◆ **Given task**
Search the data below for the word "styles" and copy each line that holds it.

◆ **Stored data**
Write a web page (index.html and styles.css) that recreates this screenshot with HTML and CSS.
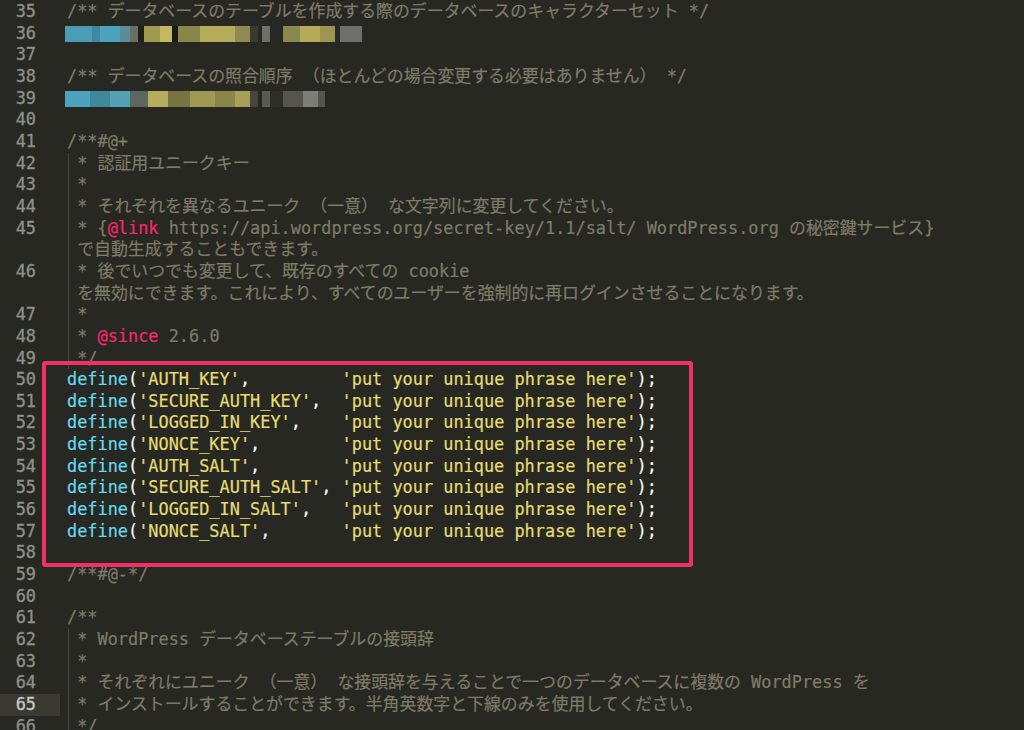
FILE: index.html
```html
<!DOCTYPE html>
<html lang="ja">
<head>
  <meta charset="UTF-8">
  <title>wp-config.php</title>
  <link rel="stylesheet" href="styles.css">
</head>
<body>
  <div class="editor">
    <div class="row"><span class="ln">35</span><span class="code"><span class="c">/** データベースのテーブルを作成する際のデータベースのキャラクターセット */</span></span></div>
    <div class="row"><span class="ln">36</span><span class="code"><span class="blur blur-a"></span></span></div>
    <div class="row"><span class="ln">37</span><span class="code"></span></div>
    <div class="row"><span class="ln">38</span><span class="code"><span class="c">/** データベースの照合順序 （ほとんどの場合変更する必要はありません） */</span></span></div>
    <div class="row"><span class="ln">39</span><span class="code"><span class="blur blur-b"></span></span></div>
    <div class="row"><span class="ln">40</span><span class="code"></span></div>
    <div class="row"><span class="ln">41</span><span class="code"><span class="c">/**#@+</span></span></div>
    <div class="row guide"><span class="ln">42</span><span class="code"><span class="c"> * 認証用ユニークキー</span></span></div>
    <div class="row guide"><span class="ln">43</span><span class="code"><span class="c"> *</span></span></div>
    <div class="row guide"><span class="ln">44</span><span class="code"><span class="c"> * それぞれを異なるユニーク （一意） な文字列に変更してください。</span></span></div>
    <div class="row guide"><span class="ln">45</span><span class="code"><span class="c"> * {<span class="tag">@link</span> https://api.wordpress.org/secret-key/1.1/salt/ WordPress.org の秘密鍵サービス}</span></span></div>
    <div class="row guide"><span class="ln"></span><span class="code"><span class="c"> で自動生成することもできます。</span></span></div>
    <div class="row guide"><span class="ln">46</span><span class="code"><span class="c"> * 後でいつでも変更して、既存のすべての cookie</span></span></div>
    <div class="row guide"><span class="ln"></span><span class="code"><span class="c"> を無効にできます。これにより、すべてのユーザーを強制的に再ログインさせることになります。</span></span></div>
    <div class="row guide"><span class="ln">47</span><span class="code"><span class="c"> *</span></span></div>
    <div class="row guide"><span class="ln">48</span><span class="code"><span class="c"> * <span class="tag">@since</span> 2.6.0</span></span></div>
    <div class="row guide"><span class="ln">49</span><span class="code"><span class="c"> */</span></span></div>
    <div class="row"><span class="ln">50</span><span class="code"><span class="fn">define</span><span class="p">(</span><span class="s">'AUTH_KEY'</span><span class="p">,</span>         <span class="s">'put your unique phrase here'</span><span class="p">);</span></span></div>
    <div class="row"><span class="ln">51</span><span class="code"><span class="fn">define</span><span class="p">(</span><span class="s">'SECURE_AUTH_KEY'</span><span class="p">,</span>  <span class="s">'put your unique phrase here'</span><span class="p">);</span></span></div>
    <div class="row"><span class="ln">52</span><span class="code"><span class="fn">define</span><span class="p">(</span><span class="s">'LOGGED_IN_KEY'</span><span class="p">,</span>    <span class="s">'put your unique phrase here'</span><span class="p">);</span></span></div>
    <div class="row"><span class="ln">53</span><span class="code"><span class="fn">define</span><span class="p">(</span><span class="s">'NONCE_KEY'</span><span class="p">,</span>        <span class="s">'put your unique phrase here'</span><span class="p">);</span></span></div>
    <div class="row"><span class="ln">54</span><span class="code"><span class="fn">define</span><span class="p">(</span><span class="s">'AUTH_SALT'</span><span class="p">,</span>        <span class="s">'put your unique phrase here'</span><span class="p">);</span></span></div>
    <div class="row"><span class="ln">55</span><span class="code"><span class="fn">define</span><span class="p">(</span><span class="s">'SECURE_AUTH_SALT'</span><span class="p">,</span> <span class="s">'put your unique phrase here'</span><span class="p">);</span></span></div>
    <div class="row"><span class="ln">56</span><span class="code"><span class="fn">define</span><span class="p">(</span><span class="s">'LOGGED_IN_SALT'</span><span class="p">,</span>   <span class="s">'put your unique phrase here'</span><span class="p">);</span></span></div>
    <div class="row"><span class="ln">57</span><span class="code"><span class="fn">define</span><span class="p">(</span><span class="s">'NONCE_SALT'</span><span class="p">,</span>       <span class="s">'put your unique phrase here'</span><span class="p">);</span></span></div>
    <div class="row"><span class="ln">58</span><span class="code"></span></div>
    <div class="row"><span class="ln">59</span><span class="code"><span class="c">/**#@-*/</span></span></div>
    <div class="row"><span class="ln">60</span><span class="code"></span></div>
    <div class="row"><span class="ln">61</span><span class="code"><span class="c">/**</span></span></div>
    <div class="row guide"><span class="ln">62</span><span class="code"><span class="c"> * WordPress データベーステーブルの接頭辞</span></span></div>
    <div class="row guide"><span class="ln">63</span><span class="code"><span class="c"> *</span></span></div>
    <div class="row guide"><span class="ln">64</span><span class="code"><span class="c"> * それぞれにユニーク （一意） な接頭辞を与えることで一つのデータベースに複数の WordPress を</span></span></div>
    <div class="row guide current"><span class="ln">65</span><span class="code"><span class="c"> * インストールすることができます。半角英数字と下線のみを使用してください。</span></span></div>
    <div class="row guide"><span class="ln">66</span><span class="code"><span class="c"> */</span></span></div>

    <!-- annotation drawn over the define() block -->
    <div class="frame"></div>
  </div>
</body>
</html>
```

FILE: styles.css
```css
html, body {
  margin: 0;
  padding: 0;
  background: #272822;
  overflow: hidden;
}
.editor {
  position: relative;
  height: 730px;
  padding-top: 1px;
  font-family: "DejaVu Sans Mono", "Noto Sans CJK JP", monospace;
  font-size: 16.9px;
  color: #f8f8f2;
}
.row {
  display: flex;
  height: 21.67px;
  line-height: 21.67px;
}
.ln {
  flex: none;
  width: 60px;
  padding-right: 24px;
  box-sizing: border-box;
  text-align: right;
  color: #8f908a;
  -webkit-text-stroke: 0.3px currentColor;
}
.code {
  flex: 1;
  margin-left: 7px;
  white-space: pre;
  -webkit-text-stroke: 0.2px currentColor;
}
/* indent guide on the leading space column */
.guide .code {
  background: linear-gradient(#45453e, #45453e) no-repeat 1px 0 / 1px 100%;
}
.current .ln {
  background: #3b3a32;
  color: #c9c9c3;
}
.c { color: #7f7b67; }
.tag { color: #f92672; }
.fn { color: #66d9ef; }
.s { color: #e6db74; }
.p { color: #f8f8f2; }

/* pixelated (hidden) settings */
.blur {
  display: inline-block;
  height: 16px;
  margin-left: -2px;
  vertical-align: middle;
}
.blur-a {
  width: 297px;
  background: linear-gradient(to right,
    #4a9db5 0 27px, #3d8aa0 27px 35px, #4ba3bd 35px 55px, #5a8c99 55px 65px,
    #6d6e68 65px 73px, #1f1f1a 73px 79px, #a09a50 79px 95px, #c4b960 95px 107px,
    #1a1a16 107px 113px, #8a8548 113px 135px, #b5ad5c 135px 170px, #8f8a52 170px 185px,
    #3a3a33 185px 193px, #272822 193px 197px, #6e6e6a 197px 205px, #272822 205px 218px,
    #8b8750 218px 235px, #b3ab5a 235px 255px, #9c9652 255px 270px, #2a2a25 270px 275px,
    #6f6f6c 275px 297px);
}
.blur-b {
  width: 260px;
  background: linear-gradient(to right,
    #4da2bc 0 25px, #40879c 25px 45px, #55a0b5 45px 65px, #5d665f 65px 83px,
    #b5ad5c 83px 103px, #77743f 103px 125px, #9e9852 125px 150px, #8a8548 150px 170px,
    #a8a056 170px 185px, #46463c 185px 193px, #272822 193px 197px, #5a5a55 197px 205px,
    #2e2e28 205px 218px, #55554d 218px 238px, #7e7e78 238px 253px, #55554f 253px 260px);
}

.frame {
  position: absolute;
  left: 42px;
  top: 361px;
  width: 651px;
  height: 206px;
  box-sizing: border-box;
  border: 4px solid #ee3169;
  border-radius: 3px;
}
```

◆ **Exercise solution**
Write a web page (index.html and styles.css) that recreates this screenshot with HTML and CSS.
  <link rel="stylesheet" href="styles.css">
FILE: styles.css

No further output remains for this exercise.